OK, so those were two very crude exercises of math that come up with 2 much higher numbers for the dollar price of gold and they were very far apart in terms of dollars.  It would be easy to say, “OK, both of these numbers are far higher than where gold is trading today so just buy it and sit back.”  Actually if you don’t read any further it would be OK because yes, if gold is going to be remonetized and become foundational reserves (the BIS says this is so) then the dollar price must go much MUCH higher.

But, we are talking about a “dollar” price of gold which means this exercise should be done more from a U.S. centric standpoint.  We have a few little problems that may need clearing up before we can settle for any price let alone $50,000 per ounce for a number.  First, our debt is not $17 trillion, it is higher.  You must add in debt guaranteed from GNMA, FNMA and the home loan banks of a few trillion dollars.  You must also add in other guarantees and programs with promises to pay.  (Before I go any further, maybe you hadn’t heard that just last week “we” guaranteed a $1.25 billion bond issue by Jordan of all countries!).  Pick a number, I have seen credible numbers of as high as $200 trillion that the U.S. has with current and future obligations, is the real number $85 trillion?  $100 trillion?  Or is this a number of $200 trillion that we have been hearing about from the likes of Paul Craig Roberts.  Would you like the real answer?  “It really doesn’t matter anymore,” THAT’s the real answer!

Another little problem in arriving at a U.S. dollar price of gold to cover “all” debt issued is “how much gold do we really have?”  This is a question that does have an answer but not one that we will ever be told.  We have not audited our gold reserves since 1956; we also know that gold has in fact been “leased” out.  We also know that more gold has hit the market (based on known demand grossly exceeding supply for at least 15 years) than has been produced so it had to come from somewhere.  Did any of this “extra” gold come from Ft.

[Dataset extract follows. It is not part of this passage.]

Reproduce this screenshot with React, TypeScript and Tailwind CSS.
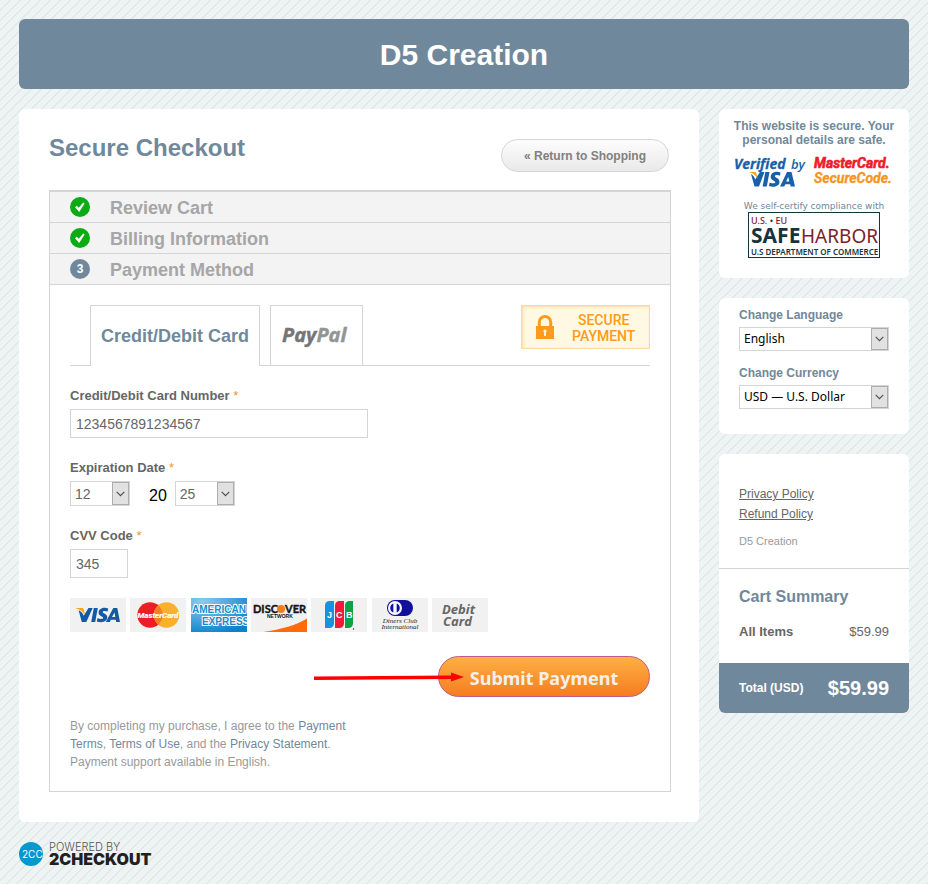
import React, { useState } from 'react';

interface Option {
  value: string;
  label: string;
}

const steps = [
  { id: 1, title: 'Review Cart', done: true },
  { id: 2, title: 'Billing Information', done: true },
  { id: 3, title: 'Payment Method', done: false },
];

const months: Option[] = ['01', '02', '03', '04', '05', '06', '07', '08', '09', '10', '11', '12'].map((m) => ({ value: m, label: m }));
const years: Option[] = ['24', '25', '26', '27', '28', '29', '30'].map((y) => ({ value: y, label: y }));
const languages: Option[] = [
  { value: 'en', label: 'English' },
  { value: 'es', label: 'Español' },
  { value: 'fr', label: 'Français' },
];
const currencies: Option[] = [
  { value: 'usd', label: 'USD — U.S. Dollar' },
  { value: 'eur', label: 'EUR — Euro' },
];

interface SelectBoxProps {
  id: string;
  label?: string;
  options: Option[];
  value: string;
  onChange: (value: string) => void;
  className: string;
}

function SelectBox({ id, label, options, value, onChange, className }: SelectBoxProps) {
  return (
    <div className="relative">
      <select
        id={id}
        aria-label={label}
        value={value}
        onChange={(e) => onChange(e.target.value)}
        className={`block appearance-none rounded-none border border-[#d5d5d5] bg-white outline-none ${className}`}
      >
        {options.map((o) => (
          <option key={o.value} value={o.value}>{o.label}</option>
        ))}
      </select>
      <span className="pointer-events-none absolute inset-y-px right-px flex w-[17px] items-center justify-center border border-[#adadad] bg-[#e1e1e1]">
        <svg width="9" height="6" viewBox="0 0 9 6" fill="none" stroke="#505050" strokeWidth="1.2">
          <path d="M.7 .8 4.5 4.6 8.3 .8" />
        </svg>
      </span>
    </div>
  );
}

function FieldLabel({ htmlFor, children }: { htmlFor: string; children: React.ReactNode }) {
  return (
    <label htmlFor={htmlFor} className="block pt-px text-[13px] leading-[18px] font-bold text-[#666]">
      {children} <span className="font-normal text-[#f7941d]">*</span>
    </label>
  );
}

function CheckIcon() {
  return (
    <svg width="20" height="20" viewBox="0 0 20 20">
      <circle cx="10" cy="10" r="10" fill="#0aab13" />
      <path d="M5 10.2 6.8 8.8 8.8 10.7 13.2 5.6 14.6 6.5 9.2 15Z" fill="#fff" />
    </svg>
  );
}

function LockIcon() {
  return (
    <svg width="18" height="24" viewBox="0 0 18 24" className="shrink-0">
      <path d="M3.3 12V7.2a5.7 5.7 0 0 1 11.4 0V12" fill="none" stroke="#ff9a1a" strokeWidth="3" />
      <rect y="11" width="18" height="13" fill="#ff9a1a" />
      <path d="M9 14.6a1.7 1.7 0 0 1 1 3V21H8v-3.4a1.7 1.7 0 0 1 1-3Z" fill="#fff6dd" />
    </svg>
  );
}

function PayPalLogo() {
  return (
    <svg width="74" height="30" viewBox="0 0 74 30" role="img" aria-label="PayPal" className="font-['Noto_Sans',sans-serif] text-[20px] font-bold italic">
      <text x="2" y="21" fill="#757575" stroke="#757575" strokeWidth="0.4">Pay<tspan fill="#949494" stroke="#949494">Pal</tspan></text>
    </svg>
  );
}

/* Accepted cards, each 56x34 */

function VisaCard() {
  return (
    <svg width="56" height="34" viewBox="0 0 56 34" role="img" aria-label="Visa">
      <rect width="56" height="34" fill="#f1f1f1" />
      <path d="M18.5 10h4.2L16.3 24h-4.5L8.6 12.2c2.5 1 4.2 2.8 5.1 5.6Z" fill="#1459a3" />
      <path d="M5.2 10h6.5c1.2 0 1.9.5 2.1 1.6l1.2 5.9C13.5 13.8 10 11.2 5.2 10Z" fill="#f8a51b" />
      <path d="M23.8 10h4l-2.6 14h-4Z" fill="#1459a3" />
      <path d="M38.2 10.4 37.6 13.6c-1.8-.8-4.8-.9-4.9.5 0 1.4 4.8 1.800 4.600 5.500-.2 4.500-6.200 5.400-10.500 3.800l.7-3.300c2.200 1.100 5.500 1.300 5.600-.3 0-1.500-4.600-1.700-4.500-5.300.2-4.400 5.500-5.500 9.600-4.100Z" fill="#1459a3" />
      <path d="M43.3 10h4L50 24h-3.800l-.5-2.200h-4.900L39.900 24h-4.100ZM44.5 14.500 42 19h3.300Z" fillRule="evenodd" fill="#1459a3" />
    </svg>
  );
}

function MasterCard() {
  return (
    <svg width="56" height="34" viewBox="0 0 56 34" role="img" aria-label="MasterCard">
      <rect width="56" height="34" fill="#f1f1f1" />
      <circle cx="20" cy="17" r="12.7" fill="#ee1c25" />
      <circle cx="36.5" cy="17" r="12.7" fill="#fbb02d" />
      <path d="M28.25 7.3a12.7 12.7 0 0 1 0 19.4 12.7 12.7 0 0 1 0-19.4Z" fill="#f58024" />
      <text x="28" y="20" textAnchor="middle" fill="#fff" stroke="#fff" strokeWidth="0.2" className="font-['Roboto',sans-serif] text-[8px] font-bold italic">MasterCard</text>
    </svg>
  );
}

function AmexCard() {
  return (
    <svg width="56" height="34" viewBox="0 0 56 34" role="img" aria-label="American Express">
      <defs>
        <radialGradient id="amex" cx="0.2" cy="0.1" r="1">
          <stop offset="0" stopColor="#8ccbee" />
          <stop offset="1" stopColor="#0d82cb" />
        </radialGradient>
      </defs>
      <rect width="56" height="34" fill="url(#amex)" />
      <g fill="#1c8bce" stroke="#fff" strokeWidth="2" paintOrder="stroke" className="font-['Liberation_Sans',Arial,sans-serif] text-[10px] font-bold">
        <text x="1" y="15">AMERICAN</text>
        <text x="11" y="27">EXPRESS</text>
      </g>
    </svg>
  );
}

function DiscoverCard() {
  return (
    <svg width="56" height="34" viewBox="0 0 56 34" role="img" aria-label="Discover Network">
      <rect width="56" height="34" fill="#f1f1f1" />
      <path d="M12 34C30 31.5 46 27 56 20.5V34Z" fill="#ff6a0a" />
      <g fill="#141414" className="font-['Lato',sans-serif] text-[11px] font-bold">
        <text x="2" y="15" stroke="#141414" strokeWidth="0.4">DISC</text>
        <text x="34" y="15" stroke="#141414" strokeWidth="0.4">VER</text>
      </g>
      <circle cx="30" cy="11" r="4" fill="#f47b20" />
      <text x="16" y="20" fill="#141414" className="font-['Liberation_Sans',Arial,sans-serif] text-[5px] font-bold">NETWORK</text>
    </svg>
  );
}

function JcbCard() {
  return (
    <svg width="56" height="34" viewBox="0 0 56 34" role="img" aria-label="JCB">
      <rect width="56" height="34" fill="#f1f1f1" />
      <path d="M18.5 3H23v22.5a4.5 4.5 0 0 1-4.5 4.500H14V7.500A4.500 4.500 0 0 1 18.500 3Z" fill="#1593e0" />
      <path d="M28.5 3H33v22.5a4.5 4.5 0 0 1-4.5 4.500H24V7.500A4.500 4.500 0 0 1 28.500 3Z" fill="#ee1c36" />
      <path d="M38.5 3H42v22.5a4.5 4.5 0 0 1-4.5 4.500H34V7.500A4.500 4.500 0 0 1 38.500 3Z" fill="#0aa446" />
      <g fill="#fff" className="font-['Liberation_Sans',Arial,sans-serif] text-[9px] font-bold">
        <text x="16" y="20">J</text>
        <text x="25" y="20">C</text>
        <text x="35" y="20">B</text>
      </g>
      <circle cx="42.5" cy="31" r="0.7" fill="#222" />
    </svg>
  );
}

function DinersCard() {
  return (
    <svg width="56" height="34" viewBox="0 0 56 34" role="img" aria-label="Diners Club International">
      <rect width="56" height="34" fill="#f1f1f1" />
      <path d="M23 2h10a8 8 0 0 1 0 16H23a8 8 0 0 1 0-16Z" fill="#10109c" />
      <circle cx="23" cy="10" r="7" fill="#f6f6fb" />
      <path d="M21.3 5.6v8.8a4.7 4.7 0 0 1 0-8.8ZM24.7 5.6v8.8a4.7 4.7 0 0 0 0-8.8Z" fill="#10109c" />
      <g fill="#222" textAnchor="middle" className="font-['Liberation_Serif','Times_New_Roman',serif] text-[7px] italic">
        <text x="28" y="25">Diners Club</text>
        <text x="28" y="31">International</text>
      </g>
    </svg>
  );
}

function DebitCard() {
  return (
    <svg width="56" height="34" viewBox="0 0 56 34" role="img" aria-label="Debit Card">
      <rect width="56" height="34" fill="#f1f1f1" />
      <g fill="#666" className="font-['Open_Sans',sans-serif] text-[13px] font-bold italic">
        <text x="10" y="16">Debit</text>
        <text x="11" y="28">Card</text>
      </g>
    </svg>
  );
}

function VerifiedByVisa() {
  return (
    <svg width="76" height="34" viewBox="0 0 76 34" role="img" aria-label="Verified by Visa">
      <g fill="#1860a8" className="font-['Open_Sans',sans-serif] italic">
        <text x="1" y="14" stroke="#1860a8" strokeWidth="0.3" className="text-[14px] font-bold">Verified</text>
        <text x="58" y="14" className="text-[13px] font-semibold">by</text>
      </g>
      <path d="M27 17h4.5L26 31.5h-4.500L18 19c2 1 3.500 3 4.200 5.500Z" fill="#1860a8" />
      <path d="M16 17h5.5c1.2 0 1.7.6 2 1.700l1 5C23 20.500 20.500 18.500 16 17Z" fill="#f8a51b" />
      <path d="M32.3 17h4.2l-2.7 14.5h-4.200Z" fill="#1860a8" />
      <path d="M47.5 17.4 47 20.7c-2-.8-5-.9-5.1.5 0 1.500 4.800 1.900 4.600 5.700-.2 4.700-6.400 5.600-10.500 4l.6-3.400c2.300 1.100 5.600 1.300 5.700-.3 0-1.600-4.700-1.800-4.600-5.500.2-4.600 5.700-5.700 9.800-4.300Z" fill="#1860a8" />
      <path d="M54 17h4.5L62 31.5h-4.300l-.5-2.200h-4.800l-1.200 2.200H47ZM55.200 21.700 53.200 26.400h3.100Z" fillRule="evenodd" fill="#1860a8" />
    </svg>
  );
}

function SecureCodeLogo() {
  return (
    <svg width="82" height="34" viewBox="0 0 82 34" role="img" aria-label="MasterCard SecureCode" className="font-['Roboto',sans-serif] text-[14px] font-bold italic">
      <text x="1" y="13" fill="#ed1c2e" stroke="#ed1c2e" strokeWidth="0.600">MasterCard.</text>
      <text x="1" y="28" fill="#f7941d" stroke="#f7941d" strokeWidth="0.300">SecureCode.</text>
    </svg>
  );
}

function SafeHarborLogo() {
  return (
    <svg width="132" height="46" viewBox="0 0 132 46" role="img" aria-label="U.S. - EU Safe Harbor" className="mx-auto font-['Noto_Sans',sans-serif]">
      <rect x="0.5" y="0.5" width="131" height="45" fill="#fff" stroke="#16343a" />
      <text x="3" y="12" fill="#7d2228" className="text-[9px] font-medium">U.S. <tspan fill="#16343a">•</tspan> EU</text>
      <text x="3" y="31" fill="#16343a" className="text-[21px] font-bold">SAFE</text>
      <text x="53" y="31" fill="#7d2228" className="text-[19px]">HARBOR</text>
      <text x="3" y="43" fill="#16343a" className="text-[8px] font-semibold">U.S DEPARTMENT OF COMMERCE</text>
    </svg>
  );
}

function PoweredByLogo() {
  return (
    <svg width="140" height="26" viewBox="0 0 140 26" role="img" aria-label="Powered by 2Checkout" className="font-['Inter',sans-serif]">
      <circle cx="12" cy="12" r="12" fill="#0399cc" />
      <text x="3" y="16" fill="#fff" className="text-[10px]">2CC</text>
      <text x="30" y="9" fill="#555" className="text-[11px] font-light">POWERED BY</text>
      <text x="30" y="23" fill="#231f20" className="text-[16px] font-black">2CHECKOUT</text>
    </svg>
  );
}

export default function App() {
  const [cardNumber, setCardNumber] = useState('1234567891234567');
  const [month, setMonth] = useState('12');
  const [year, setYear] = useState('25');
  const [cvv, setCvv] = useState('345');
  const [language, setLanguage] = useState('en');
  const [currency, setCurrency] = useState('usd');

  return (
    <div className="min-h-screen bg-[#eef4f4] bg-[linear-gradient(135deg,#e2e8e8_10%,#eef4f4_10%,#eef4f4_50%,#e2e8e8_50%,#e2e8e8_60%,#eef4f4_60%)] bg-[length:10px_10px] px-[19px] pt-[19px] pb-4 font-['Liberation_Sans',Arial,sans-serif]">
      <header className="flex h-[70px] items-center justify-center rounded-md bg-[#70889c] pt-[2px]">
        <h1 className="text-[30px] leading-9 font-bold text-white">D5 Creation</h1>
      </header>

      <div className="mt-5 flex items-start gap-5">
        <main className="min-w-0 flex-1 rounded-md bg-white pt-[30px] pr-7 pb-[30px] pl-[30px]">
          <div className="flex items-start justify-between pr-[2px]">
            <h2 className="text-2xl leading-[18px] font-bold text-[#70889c]">Secure Checkout</h2>
            <button type="button" className="h-[33px] w-[168px] cursor-pointer rounded-full border border-[#d5d5d5] bg-linear-to-b from-[#fdfdfd] to-[#e9e9e9] text-xs font-bold text-[#808080]">
              « Return to Shopping
            </button>
          </div>

          <div className="mt-[18px] border border-t-2 border-[#d5d5d5]">
            {/* Checkout steps */}
            <ol>
              {steps.map((step) => (
                <li key={step.id} className="flex h-[31px] items-center gap-5 border-b border-[#d5d5d5] bg-[#f3f3f3] px-5">
                  {step.done ? (
                    <CheckIcon />
                  ) : (
                    <span className="flex size-5 items-center justify-center rounded-full bg-[#70889c] text-xs font-bold text-white">{step.id}</span>
                  )}
                  <h3 className="pt-[2px] text-lg leading-5 font-bold text-[#a6a6a6]">{step.title}</h3>
                </li>
              ))}
            </ol>

            <form className="p-5" onSubmit={(e) => e.preventDefault()}>
              {/* Payment type tabs */}
              <div className="flex items-start justify-between border-b border-[#d5d5d5] pl-5">
                <div className="-mb-px flex gap-[10px]">
                  <button type="button" className="h-[61px] w-[170px] border border-b-0 border-[#d5d5d5] bg-white text-lg font-bold whitespace-nowrap text-[#70889c]">
                    Credit/Debit Card
                  </button>
                  <button type="button" className="flex h-[61px] w-[93px] items-center justify-center border border-[#d5d5d5] bg-white">
                    <PayPalLogo />
                  </button>
                </div>
                <div className="flex h-11 w-[129px] items-center border border-[#fbd9a3] bg-[#fff9e3] pr-4 pl-[14px] shadow-[inset_1px_1px_3px_#fbd9a3]">
                  <LockIcon />
                  <p className="flex-1 pt-[2px] pl-[18px] text-center font-['Roboto',sans-serif] text-sm leading-4 font-medium text-[#ff9a1a]">SECURE PAYMENT</p>
                </div>
              </div>

              <div className="mt-5">
                <FieldLabel htmlFor="card-number">Credit/Debit Card Number</FieldLabel>
                <input
                  id="card-number"
                  type="text"
                  value={cardNumber}
                  onChange={(e) => setCardNumber(e.target.value)}
                  className="mt-1 block h-[29px] w-[298px] border border-[#d5d5d5] bg-white px-[5px] text-sm text-[#666] outline-none"
                />
              </div>

              <div className="mt-5">
                <FieldLabel htmlFor="exp-month">Expiration Date</FieldLabel>
                <div className="mt-1 flex items-center">
                  <SelectBox id="exp-month" options={months} value={month} onChange={setMonth} className="h-[25px] w-[60px] px-1 text-sm text-[#666]" />
                  <span className="pt-[5px] pr-2 pl-[19px] text-base leading-5 text-black">20</span>
                  <SelectBox id="exp-year" label="Expiration year" options={years} value={year} onChange={setYear} className="h-[25px] w-[60px] px-1 text-sm text-[#666]" />
                </div>
              </div>

              <div className="mt-5">
                <FieldLabel htmlFor="cvv">CVV Code</FieldLabel>
                <input
                  id="cvv"
                  type="text"
                  value={cvv}
                  onChange={(e) => setCvv(e.target.value)}
                  className="mt-1 block h-[29px] w-[58px] border border-[#d5d5d5] bg-white px-[5px] text-sm text-[#666] outline-none"
                />
              </div>

              <div className="mt-5 flex w-[418px] justify-between">
                <VisaCard />
                <MasterCard />
                <AmexCard />
                <DiscoverCard />
                <JcbCard />
                <DinersCard />
                <DebitCard />
              </div>

              <div className="mt-6 flex justify-end">
                <div className="relative">
                  <button type="submit" className="h-[41px] w-[212px] cursor-pointer rounded-full border border-[#c05a86] bg-linear-to-b from-[#fdb042] to-[#f57c20] pt-[2px] font-['Noto_Sans',sans-serif] text-lg leading-6 font-bold text-[#f3f0ec]">
                    Submit Payment
                  </button>
                  <svg width="150" height="10" viewBox="0 0 150 10" className="pointer-events-none absolute top-4 right-[186px]">
                    <path d="M0 4.500 137 3.500V.5L150 5 137 9.500V7L0 8Z" fill="#fe0000" />
                  </svg>
                </div>
              </div>

              <p className="mt-5 w-[290px] text-xs leading-[18px] text-[#999]">
                By completing my purchase, I agree to the <a href="#payment-terms" className="text-[#70889c]">Payment Terms</a>, <a href="#terms" className="text-[#70889c]">Terms of Use</a>, and the{' '}
                <a href="#privacy" className="text-[#70889c]">Privacy Statement</a>. Payment support available in English.
              </p>
            </form>
          </div>
        </main>

        <aside className="flex w-[190px] shrink-0 flex-col gap-5">
          {/* Security badges */}
          <section className="rounded-md bg-white pt-[10px] pb-5 text-center">
            <p className="px-2 text-xs leading-[14px] font-bold text-[#70889c]">This website is secure. Your personal details are safe.</p>
            <div className="mt-2 flex justify-center gap-1">
              <VerifiedByVisa />
              <SecureCodeLogo />
            </div>
            <p className="mt-[11px] font-['DejaVu_Sans',sans-serif] text-[9px] leading-3 whitespace-nowrap text-[#70889c]">We self-certify compliance with</p>
            <SafeHarborLogo />
          </section>

          <section className="rounded-md bg-white px-5 pt-2 pb-[25px]">
            <label htmlFor="language" className="block pb-[3px] text-xs leading-[18px] font-bold text-[#70889c]">Change Language</label>
            <SelectBox id="language" options={languages} value={language} onChange={setLanguage} className="h-6 w-full px-1 font-['Noto_Sans',sans-serif] text-xs text-black" />
            <label htmlFor="currency" className="mt-[13px] block pb-[3px] text-xs leading-[18px] font-bold text-[#70889c]">Change Currency</label>
            <SelectBox id="currency" options={currencies} value={currency} onChange={setCurrency} className="h-6 w-full px-1 font-['Noto_Sans',sans-serif] text-xs text-black" />
          </section>

          <section className="overflow-hidden rounded-md bg-white">
            <div className="border-b border-[#d5d5d5] px-5 pt-[30px] pb-[18px]">
              <ul className="text-xs leading-5 text-[#666]">
                <li><a href="#privacy-policy" className="underline">Privacy Policy</a></li>
                <li><a href="#refund-policy" className="underline">Refund Policy</a></li>
              </ul>
              <p className="mt-2 text-[11px] leading-[18px] text-[#999]">D5 Creation</p>
            </div>
            <div className="px-5 pt-[18px] pb-[22px]">
              <h3 className="text-base leading-5 font-bold text-[#70889c]">Cart Summary</h3>
              <div className="mt-4 flex justify-between text-[13px] leading-[18px] text-[#666]">
                <span className="font-bold">All Items</span>
                <span>$59.99</span>
              </div>
            </div>
            <div className="flex h-[50px] items-center justify-between bg-[#70889c] px-5 font-bold text-white">
              <span className="text-xs">Total (USD)</span>
              <span className="text-xl">$59.99</span>
            </div>
          </section>
        </aside>
      </div>

      <footer className="mt-5">
        <PoweredByLogo />
      </footer>
    </div>
  );
}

Knox or West Point?  Do we really have the amount of gold that we claim that we do?  Why should we “take for granted” that some 8,400 tons of gold are held?  The Germans believed we were holding their gold and look what it got them; they now will have to wait 7+ years to receive a measly 300 tons because this was apparently “special and extra heavy gold.”  Seriously, why should we take this number for granted?  Heck, I was dumb enough to believe that I could keep my health insurance, I’m not falling for the “it’s all there, trust us” trick!

I have written several times on this subject of “What price?” does gold need to be marked up to.  I think the “number” is not really that important because whatever it is, it will be “high” and multiples in dollar price of what it is today.  What IS important to understand is that a devalued dollar will leave “holes” all over the world in the balance sheets of banks, financial firms, individuals and even central banks.  These “holes” will be everywhere…and deep…they will even multiply themselves as one “hole” and will create other holes.  The best description that I can come up with is “deep, dark smoldering holes of nothingness and default.”  These balance sheet holes will need to be filled by something…somehow.

My guess for whatever its worth is that the dollar price of gold will raise enough to offset how deep and far ranging the “defaults” become to balance sheets.  Whether just in the U.S or internationally I am not sure but pushed to guess, gold is international, the losses will be international and thus the price will need to rise “as high as the losses are deep.”